Why All This Was Necessary: The Tender Offer Story
To understand the motivation of both companies, it’s enough to recall October 2025. OpenAI conducted a large-scale tender offer, fully sanctioned by the board of directors. Current and former employees were allowed to sell shares worth up to 30 million each. 6.6 billion in a single transaction.
Of those, around seventy-five individuals chose to cash out the full amount — all thirty million. For comparison, the previous limit per employee was just $10 million. The company tripled the cap precisely because the old rule was generating quiet but palpable dissatisfaction among leading researchers and engineers. The people creating the technology on which the company’s multi-billion-dollar valuation rests wanted the ability to turn at least some of their paper wealth into real money.
And here is the key point: OpenAI organized this entire campaign on its own, ran it through the board of directors, and approved every transaction. This is exactly the right that private companies are so fiercely trying to protect. They are not against secondary sales as such. They are against anyone doing it without their knowledge and control.
Control Over the Cap Table as the Ultimate Asset
For a private company, the shareholder register is not just a list of names. It is a strategic asset. Too many holders and the company risks crossing the threshold beyond which it is obligated to go public, even if it doesn’t want to. Too many unknown or unfriendly shareholders and the board loses control over key decisions. Too hot an uncontrolled market and the company’s valuation begins to lead a life of its own, detaching from reality and creating problems for future funding rounds.
Investors, for their part, are desperately seeking access to the fast-growing revenues of AI startups. Demand for OpenAI and Anthropic paper is colossal, while supply is artificially constrained. And when there is that kind of imbalance, the market will always find a loophole. And indeed, it found them — those very same SPVs, forward contracts, tokenized stakes, and crypto platforms. Now the companies are methodically shutting those loopholes down.

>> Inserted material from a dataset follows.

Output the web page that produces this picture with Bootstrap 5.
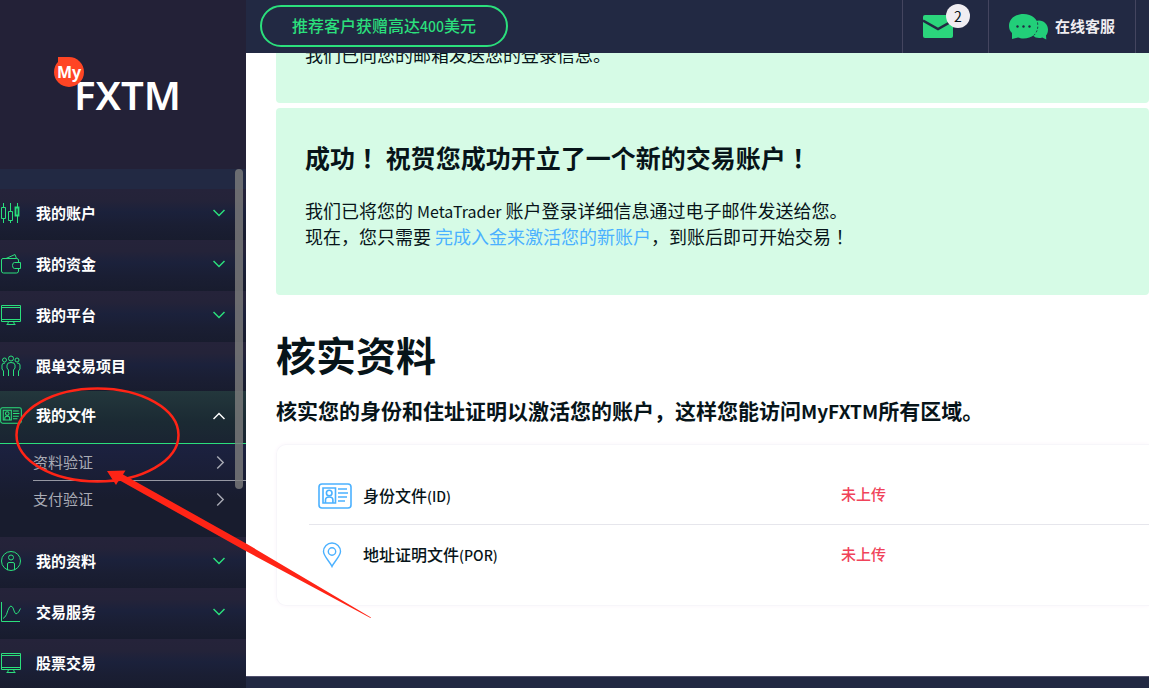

Context: The Robinhood Tokens and Other Episodes
The current crackdown has a backstory. In July 2025, OpenAI already had to deny reports about launching tokenized shares of the company, which Robinhood had allegedly been planning to offer. At the time, many saw this as a trial balloon: maybe the company really was thinking about issuing some kind of blockchain-based instrument for trading its shares? But OpenAI responded instantly and firmly: no, we are not planning anything of the sort, period.
Looking back now, it becomes clear that this was not just an isolated episode, but part of a broader picture. The companies watched as a shadow market grew up around them, as new schemes kept appearing, as crypto platforms launched products exploiting their brand and their valuation, and they decided that enough was enough. Enough of grey-market SPVs, enough of perpetual futures, enough of PreStocks and others like them.
What Comes Next
For investors who were hoping to grab a piece of Anthropic or OpenAI before an IPO, hard times are coming. The official channels for secondary sales — through tender offers sanctioned by the board of directors — remain, but they are open only to employees and select early investors. For everyone else, the door has just slammed shut.
Both companies have made it clear that they will defend their shareholder registers with the same determination with which they defend their models and their technology. Control over who owns their shares is no less important to them than control over their code. And in a world where the valuation of AI startups has already sailed past the trillion-dollar mark, this battle over the cap table is only going to intensify.